The auditioners are not judges. We want to know who you are,
what you sound like, and most of all, how we can use you.
Develop a
wonderful personal relationship with as many people in this
business as you can and let everybody know what a really
wonderful person you are, and what a great colleague you
would make. Diva tantrum stories aside, nobody really wants
to work with an extraordinarily difficult person. We will if
we have to, but it doesn’t enhance the stress that is
inherent in the preparation of opera. We’re fighting against
time and expense in trying to produce the best theater and
music possible. With cooperative, humbly confident singers
who encourage each other and come into rehearsal with a
smile and a compliment for their colleagues, we can produce
that product. Let off steam when you get home, but do it at
home.
Of
necessity, this is an extremely polite business, a very
respectful business. It’s also a very gossipy business. What
happens here today is known throughout our small world
tomorrow. When you are the nicest person to work with who
has ever been part of this particular opera company, the
other opera companies will know about that.
I find it
the most rewarding day of the week when I go to my mailbox
and find a little note from a singer that I may have helped.

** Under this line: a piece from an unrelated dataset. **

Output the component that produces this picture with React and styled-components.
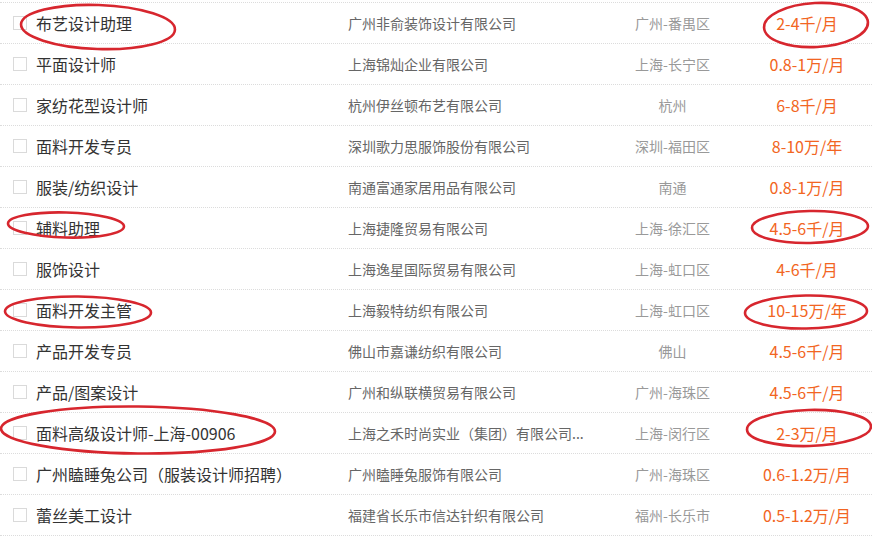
import React from "react";
import styled, { createGlobalStyle } from "styled-components";

const GlobalStyle = createGlobalStyle`
  html, body { margin: 0; padding: 0; background: #fff; }
  body { font-family: "Noto Sans CJK SC", "Noto Sans", sans-serif; }
`;

const jobs = [
  { title: "布艺设计助理", company: "广州非俞装饰设计有限公司", loc: "广州-番禺区", pay: "2-4千/月" },
  { title: "平面设计师", company: "上海锦灿企业有限公司", loc: "上海-长宁区", pay: "0.8-1万/月" },
  { title: "家纺花型设计师", company: "杭州伊丝顿布艺有限公司", loc: "杭州", pay: "6-8千/月" },
  { title: "面料开发专员", company: "深圳歌力思服饰股份有限公司", loc: "深圳-福田区", pay: "8-10万/年" },
  { title: "服装/纺织设计", company: "南通富通家居用品有限公司", loc: "南通", pay: "0.8-1万/月" },
  { title: "辅料助理", company: "上海捷隆贸易有限公司", loc: "上海-徐汇区", pay: "4.5-6千/月" },
  { title: "服饰设计", company: "上海逸星国际贸易有限公司", loc: "上海-虹口区", pay: "4-6千/月" },
  { title: "面料开发主管", company: "上海毅特纺织有限公司", loc: "上海-虹口区", pay: "10-15万/年" },
  { title: "产品开发专员", company: "佛山市嘉谦纺织有限公司", loc: "佛山", pay: "4.5-6千/月" },
  { title: "产品/图案设计", company: "广州和纵联横贸易有限公司", loc: "广州-海珠区", pay: "4.5-6千/月" },
  { title: "面料高级设计师-上海-00906", company: "上海之禾时尚实业（集团）有限公司...", loc: "上海-闵行区", pay: "2-3万/月" },
  { title: "广州瞌睡兔公司（服装设计师招聘）", company: "广州瞌睡兔服饰有限公司", loc: "广州-海珠区", pay: "0.6-1.2万/月" },
  { title: "蕾丝美工设计", company: "福建省长乐市信达针织有限公司", loc: "福州-长乐市", pay: "0.5-1.2万/月" },
];

const marks = [
  { cx: 98, cy: 27, rx: 77, ry: 22, r: 2 },
  { cx: 816, cy: 25, rx: 52, ry: 22, r: -3 },
  { cx: 66, cy: 225, rx: 58, ry: 12.5, r: 1.5 },
  { cx: 810, cy: 227, rx: 58, ry: 16, r: -1 },
  { cx: 78, cy: 312, rx: 73, ry: 15.5, r: 0.5 },
  { cx: 806, cy: 312, rx: 61, ry: 16.5, r: -1 },
  { cx: 138, cy: 430, rx: 137, ry: 23.5, r: 0.6 },
  { cx: 809, cy: 428, rx: 62, ry: 18, r: -1.5 },
];

const Page = styled.div`
  position: relative;
  width: 872px;
  height: 538px;
  overflow: hidden;
  background: #fff;
`;

const List = styled.ul`
  list-style: none;
  margin: 0;
  padding: 2px 0 0 0;
`;

const Row = styled.li`
  display: grid;
  grid-template-columns: 348px 252px 145px 124px;
  align-items: center;
  height: 41px;
  box-sizing: border-box;
  border-top: 1px dotted #dcdcdc;
  &:last-child {
    height: 42px;
    border-bottom: 1px dotted #dcdcdc;
  }
`;

const TitleCell = styled.div`
  display: flex;
  align-items: center;
  gap: 9px;
  padding-left: 13px;
  font-size: 16px;
  color: #333;
  white-space: nowrap;
`;

const Check = styled.span`
  display: inline-block;
  width: 14px;
  height: 14px;
  box-sizing: border-box;
  border: 1px solid #dadada;
  background: #fff;
  flex: none;
`;

const Company = styled.div`
  font-size: 14px;
  color: #666;
  white-space: nowrap;
`;

const Location = styled.div`
  font-size: 14px;
  color: #999;
  text-align: center;
  white-space: nowrap;
`;

const Salary = styled.div`
  font-size: 16px;
  color: #f26522;
  text-align: center;
  white-space: nowrap;
`;

const Marks = styled.svg`
  position: absolute;
  left: 0;
  top: 0;
  pointer-events: none;
`;

export default function App() {
  return (
    <Page>
      <GlobalStyle />
      <List>
        {jobs.map((j) => (
          <Row key={j.title}>
            <TitleCell>
              <Check />
              <span>{j.title}</span>
            </TitleCell>
            <Company>{j.company}</Company>
            <Location>{j.loc}</Location>
            <Salary>{j.pay}</Salary>
          </Row>
        ))}
      </List>
      <Marks width="872" height="538" viewBox="0 0 872 538">
        {marks.map((m, i) => (
          <ellipse
            key={i}
            cx={m.cx}
            cy={m.cy}
            rx={m.rx}
            ry={m.ry}
            fill="none"
            stroke="#d7262e"
            strokeWidth="2.6"
            transform={`rotate(${m.r} ${m.cx} ${m.cy})`}
          />
        ))}
      </Marks>
    </Page>
  );
}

It says, “Thank you,” “thinking of you,” “Just had a great
success at La Scala” or wherever. It makes our work
worthwhile. Acknowledgment of your coaches and teachers
really makes our day.
Use us. I
find that so many singers are hesitant to ask questions or
to ask for an opinion – how does this sound, does this sound
better, look what I discovered, how can I do this? Establish
honest, forthright question and answer relationships with
your teacher. If you can’t trust your teacher, you shouldn’t
be there. If you can’t rely on your coach for encouragement
and honesty, you shouldn’t be there.
Keep
informed about your own profession. Have you read Musical
America cover to cover? If you are introduced to a manager,
will you know who he or she is? Do you read all the opera
magazines, looking at the names, seeing what operas are
being done? What could you do if you were out there? And if
you’re not in the opera house twice a week, you should be,
or at a concert. There are very inexpensive tickets, there
is standing room. You need to be there, you need to see it
live.
When
you’re not at the theater, you need to be watching a DVD or
a video of a performance. You need to know the past 60 or 70
years of singers were and what made them great. You need to
know opera history. You need a vocabulary of operatic sound
in your ear, an international sound, not just an American
sound or an Italian sound. It’s important to have an
international frame of mind, that we go to museums, that we
understand the cultures, the food, the games, the humor, the
art of many countries. If you are going to perform in those
operas, you need to know, how did they really dress in Spain
in 1600? Wear their hair? What was that war about mentioned
in this opera? Who are these people? Where did they live and
what was it like when they lived there? There is an
abundance of historical information that must be literally
and pictorially in our minds. Museums are a great place to
research this.
Have you
listened to the CDs of the major conductors of today? Do you
know what their style is like? This conductor does it with
appoggiaturas, this conductor does it without…this is the
tempo he likes; this is the tempo another conductor likes.
So that when you are in a position to have an audition for
those conductors, you will know what the conductor’s tastes
are.
Musical
tastes change all the time, as are styles of presentation.
We are very much in a time where music is being sung more
exactly as it’s written than ever before.
The
question of style is a difficult one, trying to understand
the difference between what French music should sound like
and what Italian music should sound like, so that they don’t
sound like each other. I think it’s relatively simple when
we go into a French restaurant. We know just by smell that
this is not an Italian restaurant, and vice versa.
We
understand the ambiance, the flavor, the spices of the food.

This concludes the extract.